- Buitenlandse investeerders hebben zich het afgelopen kwartaal volledig teruggetrokken uit nieuwbouwprojecten in Nederland vanwege een onvoorspelbaar overheidsbeleid.
- Ook Nederlandse bouwers merken de afnemende interesse: meerdere woningprojecten zijn vertraagd of afgeblazen, met directe gevolgen voor de woningbouwopgave.
- Beleidsmaatregelen zoals de huurbevriezing en strengere regulering van de middenhuur ondermijnen het vertrouwen in de overheid en bemoeilijken rendabele investeringen.
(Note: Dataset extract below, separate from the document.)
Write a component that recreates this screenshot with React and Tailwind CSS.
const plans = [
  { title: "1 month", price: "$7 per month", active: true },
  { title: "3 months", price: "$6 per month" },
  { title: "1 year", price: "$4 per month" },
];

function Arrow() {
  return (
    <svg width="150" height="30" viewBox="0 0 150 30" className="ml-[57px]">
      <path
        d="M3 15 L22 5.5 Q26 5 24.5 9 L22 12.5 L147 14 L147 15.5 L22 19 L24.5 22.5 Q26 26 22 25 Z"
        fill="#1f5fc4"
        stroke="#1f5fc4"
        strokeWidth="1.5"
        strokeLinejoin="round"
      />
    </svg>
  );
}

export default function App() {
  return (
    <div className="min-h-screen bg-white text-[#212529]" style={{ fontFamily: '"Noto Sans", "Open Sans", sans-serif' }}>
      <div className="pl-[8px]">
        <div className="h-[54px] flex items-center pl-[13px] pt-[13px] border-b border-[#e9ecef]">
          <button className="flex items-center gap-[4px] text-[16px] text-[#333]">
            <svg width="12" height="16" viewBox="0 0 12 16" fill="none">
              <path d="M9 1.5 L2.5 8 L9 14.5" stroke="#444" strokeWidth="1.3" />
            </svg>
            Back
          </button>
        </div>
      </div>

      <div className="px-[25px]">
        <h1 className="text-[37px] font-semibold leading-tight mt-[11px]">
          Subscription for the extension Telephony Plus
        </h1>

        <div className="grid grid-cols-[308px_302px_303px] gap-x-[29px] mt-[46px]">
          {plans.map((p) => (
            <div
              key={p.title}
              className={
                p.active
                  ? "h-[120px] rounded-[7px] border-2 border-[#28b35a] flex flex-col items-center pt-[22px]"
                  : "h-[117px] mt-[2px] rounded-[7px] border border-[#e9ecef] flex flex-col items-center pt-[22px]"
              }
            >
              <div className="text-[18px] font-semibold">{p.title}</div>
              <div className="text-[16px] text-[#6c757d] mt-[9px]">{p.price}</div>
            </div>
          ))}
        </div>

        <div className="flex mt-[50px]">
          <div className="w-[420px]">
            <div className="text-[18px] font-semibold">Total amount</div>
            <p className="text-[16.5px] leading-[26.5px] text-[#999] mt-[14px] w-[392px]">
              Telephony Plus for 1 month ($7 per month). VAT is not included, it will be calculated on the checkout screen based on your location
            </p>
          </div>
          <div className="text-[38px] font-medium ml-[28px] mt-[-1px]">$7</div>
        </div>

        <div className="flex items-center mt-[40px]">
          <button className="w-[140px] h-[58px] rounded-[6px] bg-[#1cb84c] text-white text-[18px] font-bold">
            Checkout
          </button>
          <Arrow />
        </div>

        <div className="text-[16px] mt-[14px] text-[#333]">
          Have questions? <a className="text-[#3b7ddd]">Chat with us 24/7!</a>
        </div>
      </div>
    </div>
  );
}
Het is inmiddels een terugkerend beeld: De Nederlandse woningbouw kampt niet alleen met stijgende bouwkosten en personeelstekorten, maar ook met een nijpend gebrek aan investeringszekerheid. Vorig jaar was er al een dip in buitenlandse investeringen.
Dat laatste is de afgelopen maanden een doorslaggevende factor gebleken voor buitenlandse investeerders, die zich inmiddels volledig hebben teruggetrokken uit nieuwbouwprojecten in het eerste kwartaal van 2025. Dat lezen we in het Financieele Dagblad.
Het ministerie van Volkshuisvesting erkent het probleem en onderzoekt hoe het investeringsklimaat verbeterd kan worden. Maar voor ontwikkelaars en beleggers is de onzekerheid intussen al realiteit. De investeringsdip betekent minder financiering voor projecten, en dat brengt de ambitie om jaarlijks 100.000 woningen te realiseren verder uit zicht.
Bouwers zien opdrachten opdrogen, zwalkend overheidsbeleid zorgt voor terughoudendheid
Voor Nederlandse bouwbedrijven heeft het terugtrekken van institutionele investeerders directe gevolgen. Grote namen als VolkerWessels, Heijmans en BAM constateren een daling van opdrachten, uitstel van geplande projecten en verminderde investeringsbereidheid bij fondsen.
Doordat buitenlandse fondsen vaak de eerste zijn die zich verbinden aan grote stedelijke woningprojecten, vormt hun terugtrekking een structurele bedreiging voor de bouwketen. Zonder hun kapitaal blijven nieuwe plannen langer op de plank liggen of verdwijnen ze geheel.
De oorzaak van de terughoudendheid ligt grotendeels bij het zwalkende beleid van de overheid, zien we telkens weer.
De wisselende toon rond huurregulering, belastingen en prestatieafspraken maakt het voor investeerders vrijwel onmogelijk om risico’s accuraat in te schatten. Zo is de recente discussie over huurbevriezing een voorbeeld van een beleidsingreep met verstrekkende gevolgen. Als deze maatregel doorgaat, komen eerder gemaakte productieafspraken met de sector direct onder druk te staan.
Ook de verplichting om in nieuwe projecten tweederde betaalbare woningen te bouwen, vormt voor veel investeerders een breekpunt. In combinatie met de verhoogde overdrachtsbelasting en fiscale nadelen voor buitenlandse pensioenfondsen, maken deze maatregelen het rendement onvoorspelbaar en onaantrekkelijk.
Vertrouwen in overheid verder onder druk
De signalen vanuit de markt zijn duidelijk: investeerders, zowel binnenlands als buitenlands, vragen om stabiliteit, duidelijke kaders en betrouwbare afspraken. Die stabiliteit ontbreekt op dit moment.
De markt verwacht voorspelbaarheid op lange termijn, juist omdat woningprojecten jarenlange ontwikkel- en bouwtrajecten kennen.
Zonder herstel van vertrouwen in het overheidsbeleid zullen steeds meer beleggers zich afwenden van Nederland. Daarmee verdwijnt een essentieel deel van de financiering voor woningbouw en komt de oplossing voor het woningtekort nog verder uit beeld.